In the standoff between B.C. Premier Christy Clark and Alberta Premier Alison Redford over the proposed $5.5-billion Northern Gateway pipeline, the elected officials are forgetting the singular most important aspect of the debate – delicate coastal and mountain ecosystems.
Clark says B.C. needs to be financially compensated for environmental risks associated with the pipeline, while Redford insists her province won’t share revenue from the riches oil will bring.
Everybody wants a piece of the pie, but the entire pie will be spoiled if oil is spilled.
Up and down the B.C. coast, communities, including Nanaimo, are leaning more and more on tourism as an economic driver, but keeping ecosystems healthy for their own sake is just as important.
Arguing who gets how much oil revenue is pointless. Until a proven method to remove bitumen from cold water is established, there should be no pipeline.

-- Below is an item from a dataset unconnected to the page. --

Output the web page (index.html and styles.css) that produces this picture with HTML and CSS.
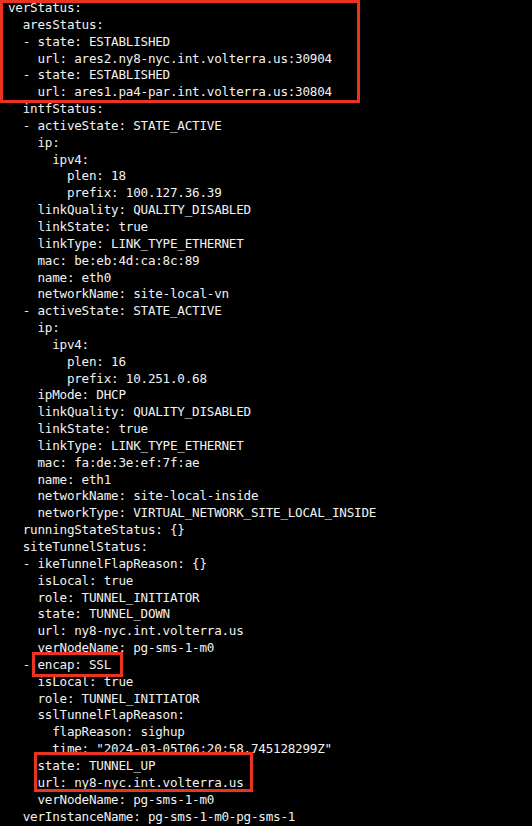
FILE: index.html
```html
<!DOCTYPE html>
<html lang="en">
<head>
<meta charset="utf-8">
<title>verStatus</title>
<link rel="stylesheet" href="styles.css">
</head>
<body>
<div class="terminal">
<pre class="yaml">verStatus:
  aresStatus:
  - state: ESTABLISHED
    url: ares2.ny8-nyc.int.volterra.us:30904
  - state: ESTABLISHED
    url: ares1.pa4-par.int.volterra.us:30804
  intfStatus:
  - activeState: STATE_ACTIVE
    ip:
      ipv4:
        plen: 18
        prefix: 100.127.36.39
    linkQuality: QUALITY_DISABLED
    linkState: true
    linkType: LINK_TYPE_ETHERNET
    mac: be:eb:4d:ca:8c:89
    name: eth0
    networkName: site-local-vn
  - activeState: STATE_ACTIVE
    ip:
      ipv4:
        plen: 16
        prefix: 10.251.0.68
    ipMode: DHCP
    linkQuality: QUALITY_DISABLED
    linkState: true
    linkType: LINK_TYPE_ETHERNET
    mac: fa:de:3e:ef:7f:ae
    name: eth1
    networkName: site-local-inside
    networkType: VIRTUAL_NETWORK_SITE_LOCAL_INSIDE
  runningStateStatus: {}
  siteTunnelStatus:
  - ikeTunnelFlapReason: {}
    isLocal: true
    role: TUNNEL_INITIATOR
    state: TUNNEL_DOWN
    url: ny8-nyc.int.volterra.us
    verNodeName: pg-sms-1-m0
  - encap: SSL
    isLocal: true
    role: TUNNEL_INITIATOR
    sslTunnelFlapReason:
      flapReason: sighup
      time: "2024-03-05T06:20:58.745128299Z"
    state: TUNNEL_UP
    url: ny8-nyc.int.volterra.us
    verNodeName: pg-sms-1-m0
  verInstanceName: pg-sms-1-m0-pg-sms-1</pre>
<div class="mark mark-ares"></div>
<div class="mark mark-encap"></div>
<div class="mark mark-up"></div>
</div>
</body>
</html>
```
FILE: styles.css
```css
html, body {
  margin: 0;
  padding: 0;
  background: #000;
}
.terminal {
  position: relative;
  width: 532px;
  height: 826px;
  background: #000;
  overflow: hidden;
}
.yaml {
  margin: 0;
  padding: 0 0 0 8px;
  font-family: "DejaVu Sans Mono", "Liberation Mono", monospace;
  font-size: 12.6px;
  letter-spacing: -0.22px;
  line-height: 16.85px;
  color: #f2f2f2;
  white-space: pre;
}
.mark {
  position: absolute;
  box-sizing: border-box;
  border: 3px solid #ea3323;
}
.mark-ares {
  left: 0;
  top: 0;
  width: 360px;
  height: 103px;
}
.mark-encap {
  left: 32px;
  top: 652px;
  width: 91px;
  height: 25px;
}
.mark-up {
  left: 34px;
  top: 752px;
  width: 219px;
  height: 40px;
}
```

Enbridge has already proven itself unreliable when it comes to oil spills. Just ask the people living in Kalamazoo, Mich., where an Enbridge pipeline spilled more that 1.1 million gallons of heavy crude into the Kalamazoo River in 2010.
And while an extensive environmental assessment is being carried out on the 1,177-kilometre Gateway route, how can anybody foresee a landslide like the one at Johnsons Landing? Or an avalanche. Or an earthquake. Or eco-terrorism.
It’s simply not foreseeable, but completely likely. Everywhere in the world where oil is being piped, oil is being spilled. It’s a certainty.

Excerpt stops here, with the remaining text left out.